Preparing to Teach: Emily Konkel

Preparing+to+Teach%3A+Emily+Konkel

Student teacher Emily Konkel has been at Community High School for months now, learning and preparing for her teaching future. Konkel followed in the footsteps of her mother and sister when she decided that she would be a teacher as well. In late high school she made the choice to teach, but unlike her mother and sister teaching fourth grade, she wanted to go a different route. Instead, Konkel went for a foreign language, Spanish.

“I didn’t really know what I wanted to teach until high school, when I got into Spanish and started to enjoy it a lot,” Konkel said. “So once I found my niche, and discovered I liked learning languages and culture, I really decided that teaching Spanish was what I wanted to do with my life.”

She sat in on all of the Spanish classes, but besides just observing, Konkel was taken on as the primary teacher for the Spanish II classes. Teaching at Community has given her a first-hand experience on teaching. Being able to direct the third quarter Spanish II classes has also allowed her to differ between which lessons she likes or dislikes.

“Community has been a really good experience,” Konkel said. “I have had loved teaching with Laurel and seeing what she does in the classroom. I have loved getting to see the kind of things she does in the classroom and take activities away that I want to do in my classroom next year. I have loved getting to know all the Community students because you are all pretty great and really enthusiastic about learning, so I have enjoyed all of my time here.”

Konkel first began nervously teaching 20-40 minute lessons, but was happy to see that all of the students welcomed her. She was also so happy to see that her teaching was effective; after the first unit taught just by herself, she was pleased to see that students did well on the test was reassuring for her to see that all the work she put in was actually helping people learn Spanish, as that is why she is becoming a teacher.
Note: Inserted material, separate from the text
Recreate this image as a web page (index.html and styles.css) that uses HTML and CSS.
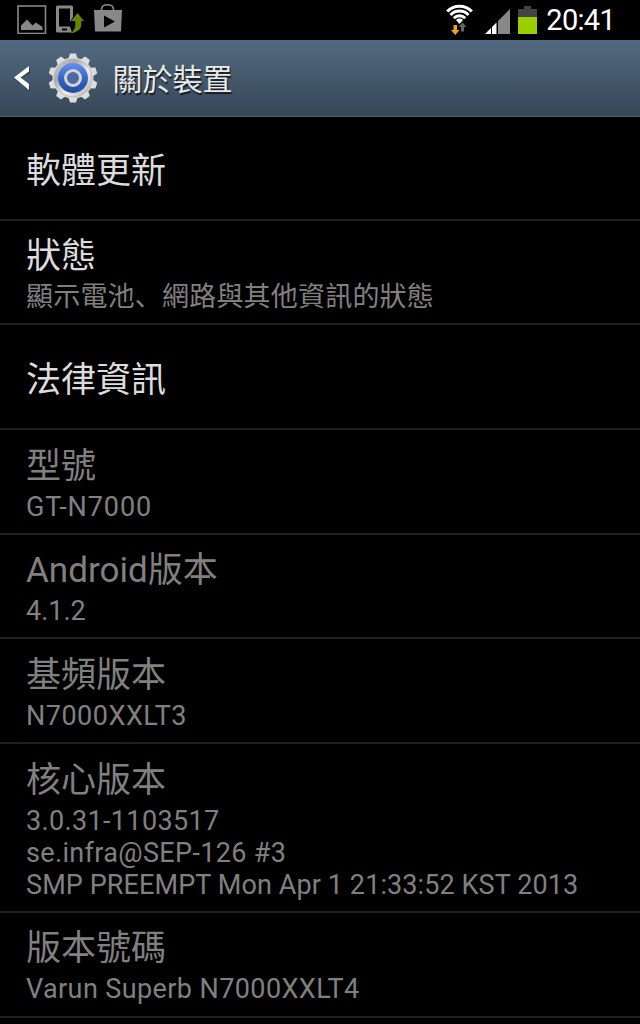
FILE: index.html
```html
<!DOCTYPE html>
<html lang="zh-Hant">
<head>
    <meta charset="UTF-8">
    <meta name="viewport" content="width=device-width, initial-scale=1.0">
    <title>關於裝置</title>
    <link rel="stylesheet" href="styles.css">
</head>
<body>

    <!-- Status bar -->
    <div class="status-bar">
        <div class="notifications">
            <svg width="30" height="30" viewBox="0 0 30 30">
                <rect x="1" y="2" width="27.500" height="27.500" fill="none" stroke="#888" stroke-width="1.6"/>
                <path d="M4 26V21.500L10 15.500L15.500 21.500L19 18.500L25.500 23V26Z" fill="#888"/>
            </svg>
            <svg width="30" height="30" viewBox="0 0 30 30">
                <path fill="#888" fill-rule="evenodd" d="M2.500 1.500H16.500Q18 1.500 18 3V13L15 18V4.500H4V22.500H15L17 28.500H2.500Q1 28.500 1 27V3Q1 1.500 2.500 1.500ZM7 24.500V26.500H12V24.500Z"/>
                <path d="M15.500 29.500Q22 24 20 17H16L22.500 9L29 17H26Q28.500 27 15.500 29.500Z" fill="#638500"/>
            </svg>
            <svg width="30" height="30" viewBox="0 0 30 30">
                <path d="M8.500 8V5Q9 0.800 14.500 0.800T20.500 5V8" fill="none" stroke="#888" stroke-width="1.6"/>
                <path fill="#888" fill-rule="evenodd" d="M1 6H29L28 27.500H2ZM11 11.500V23.500L22 17.500Z"/>
            </svg>
        </div>
        <div class="system-icons">
            <svg width="30" height="32" viewBox="0 0 30 32">
                <g fill="none" stroke="#fff" stroke-width="3">
                    <path d="M2.200 8.600A16.800 16.800 0 0 1 26.800 8.600"/>
                    <path d="M5.500 11.900A12.300 12.300 0 0 1 23.500 11.900"/>
                    <path d="M8.800 15.200A7.900 7.900 0 0 1 20.200 15.200"/>
                </g>
                <path d="M11 17A5 5 0 0 1 18 17L14.500 21Z" fill="#fff"/>
                <path d="M8.500 22H12V27H14.500L10.300 32L6 27H8.500Z" fill="#f69a28"/>
                <path d="M16 28.500V24H13.500L17.500 19.500L21.500 24H19V28.500Z" fill="#666"/>
            </svg>
            <svg class="signal" width="27" height="26" viewBox="0 0 27 26">
                <path d="M1 25L7 19V25Z" fill="#fff"/>
                <path d="M8 18L12.500 13.500V25H8Z" fill="#fff"/>
                <path d="M14 12L26 0V25H14Z" fill="#888"/>
            </svg>
            <svg class="battery" width="19" height="29" viewBox="0 0 19 29">
                <path d="M0 3H6V0H13V3H19V12H0Z" fill="#444"/>
                <rect y="11" width="19" height="17" fill="#99cf00"/>
            </svg>
            <span class="clock">20:41</span>
        </div>
    </div>

    <!-- Action bar -->
    <header class="action-bar">
        <svg class="back" width="18" height="27" viewBox="0 0 18 27">
            <path d="M17 2V8L7.500 13.500L17 20V26L1 13.500Z" fill="#222e38" opacity="0.6"/>
            <path d="M16 1V6.500L7.500 12.500L16 19V25L1 12.500Z" fill="#fff"/>
        </svg>
        <svg class="gear" width="50" height="52" viewBox="-25 -26 50 52">
            <defs>
                <linearGradient id="silver" x1="0" y1="0" x2="1" y2="1">
                    <stop offset="0" stop-color="#d8d8d8"/>
                    <stop offset="0.3" stop-color="#aaa"/>
                    <stop offset="0.6" stop-color="#eee"/>
                    <stop offset="1" stop-color="#aaa"/>
                </linearGradient>
                <linearGradient id="blue" x1="0" y1="0" x2="0" y2="1">
                    <stop offset="0" stop-color="#6791ed"/>
                    <stop offset="0.5" stop-color="#3567c9"/>
                    <stop offset="1" stop-color="#204c9c"/>
                </linearGradient>
                <path id="tooth" d="M-5 -18L-3 -24.500H3L5 -18Z"/>
            </defs>
            <g fill="#dedede">
                <use href="#tooth"/>
                <use href="#tooth" transform="rotate(36)"/>
                <use href="#tooth" transform="rotate(72)"/>
                <use href="#tooth" transform="rotate(108)"/>
                <use href="#tooth" transform="rotate(144)"/>
                <use href="#tooth" transform="rotate(180)"/>
                <use href="#tooth" transform="rotate(216)"/>
                <use href="#tooth" transform="rotate(252)"/>
                <use href="#tooth" transform="rotate(288)"/>
                <use href="#tooth" transform="rotate(324)"/>
            </g>
            <circle r="20.500" fill="#dedede"/>
            <circle r="19" fill="url(#silver)" stroke="#aaa" stroke-width="0.700"/>
            <circle r="15" fill="url(#blue)"/>
            <circle r="7.500" fill="#4b69a6" stroke="#d4d4d4" stroke-width="3"/>
        </svg>
        <h1>關於裝置</h1>
    </header>

    <!-- Settings list -->
    <ul class="settings">
        <li class="item enabled">
            <h2>軟體更新</h2>
        </li>
        <li class="item enabled">
            <h2>狀態</h2>
            <p>顯示電池<span class="comma" lang="ja">、</span>網路與其他資訊的狀態</p>
        </li>
        <li class="item enabled">
            <h2>法律資訊</h2>
        </li>
        <li class="item">
            <h2>型號</h2>
            <p class="model">GT-N7000</p>
        </li>
        <li class="item">
            <h2>Android版本</h2>
            <p>4.1.2</p>
        </li>
        <li class="item">
            <h2>基頻版本</h2>
            <p class="baseband">N7000XXLT3</p>
        </li>
        <li class="item">
            <h2>核心版本</h2>
            <p class="kernel">3.0.31-1103517<br>se.infra@SEP-126 #3</p>
            <p class="kernel-date">SMP PREEMPT Mon Apr 1 21:33:52 KST 2013</p>
        </li>
        <li class="item">
            <h2>版本號碼</h2>
            <p class="build">Varun Superb N7000XXLT4</p>
        </li>
    </ul>

</body>
</html>
```
FILE: styles.css
```css
* {
    box-sizing: border-box;
}

body {
    margin: 0;
    height: 100vh;
    overflow: hidden;
    background-color: #000;
    font-family: Roboto, "Noto Sans CJK TC", sans-serif;
}

svg {
    display: block;
    flex: none;
}

h1, h2, p {
    margin: 0;
    font-weight: normal;
    white-space: nowrap;
}

.status-bar {
    display: flex;
    justify-content: space-between;
    height: 40px;
    padding: 4px 25px 0 17px;
}

.notifications {
    display: flex;
    gap: 8px;
}

.system-icons {
    display: flex;
    align-items: flex-end;
    height: 31px;
}

.system-icons .signal {
    margin-left: 9px;
}

.system-icons .battery {
    margin: 0 9px 0 7px;
}

.clock {
    color: #fff;
    font-size: 29px;
    line-height: 29px;
    letter-spacing: -0.7px;
}

.action-bar {
    display: flex;
    align-items: center;
    height: 77px;
    padding-left: 13px;
    background: linear-gradient(#526a80, #364757);
    border-bottom: 1px solid #4a5f70;
}

.gear {
    margin-left: 17px;
}

.action-bar h1 {
    margin-left: 14.5px;
    padding-bottom: 2px;
    color: #e8e8e8;
    font-size: 30px;
    text-shadow: 1px 2px 1px rgba(0, 0, 0, 0.7);
}

.settings {
    margin: -1px 0 0;
    padding: 0;
    list-style: none;
}

.item {
    display: flex;
    flex-direction: column;
    justify-content: center;
    min-height: 104.7px;
    padding: 15.6px 26px 10.1px;
    border-bottom: 2px solid #202020;
    color: #808080;
}

.item h2 {
    font-size: 35px;
    line-height: 41px;
}

.item h2:only-child {
    margin-top: 2px;
}

.item p {
    font-size: 27px;
    line-height: 32px;
}

.item h2 + p {
    margin-top: 4px;
}

.enabled h2 {
    color: #dcdcdc;
}

.enabled p {
    height: 32px;
    letter-spacing: 0.2px;
}

.comma {
    font-family: "Noto Sans CJK JP", sans-serif;
    line-height: 0;
}

.model {
    letter-spacing: 0.9px;
}

.baseband {
    letter-spacing: 0.5px;
}

.kernel {
    letter-spacing: 0.35px;
}

.kernel-date {
    letter-spacing: 0.1px;
}

.build {
    letter-spacing: 0.4px;
}
```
Konkel will graduate with a degree that will allow her to teach any grades between Kindergarten and 12th grade. She would like to teach mainly Spanish I and II at a high school.“I really like high schoolers because I feel like you guys are all pretty mature,” Konkel said. “You really just are so close to adulthood and it is really great to see how you engage with the material.”

Konkel likes the aspects a high school offers as well. The big community full of teachers and students, and all the activities that students participate in. She has loved her experience at CHS, but she would like to teach at a more traditional school in the future. Attending a larger high school as a student has really influenced her decision.

“I really like having her as my student teacher for Spanish because I’ve really learned a lot this semester already,” Tai Tworek said, a Spanish II student. “It’s nice to switch teachers a little bit and having a newer, younger teacher. I find it really easy to connect with her because she always asks about your life outside of school, which is really cool so it makes easier to learn.”

On April 20, Konkel and the rest of the CHS student teachers will be leaving and preparing for their graduation on April 28. A few weeks after Konkel graduates she will be heading out to France where she will participate in the Camino de Santiago hike. She will hike all the way across Spain, to the Atlantic ocean, and then end in Santiago, Spain. In Santiago, she will visit the host family she stayed with during her previous semester abroad. Konkel plans to go on more trips to other countries, but in the near future she hopes to begin teaching her own class.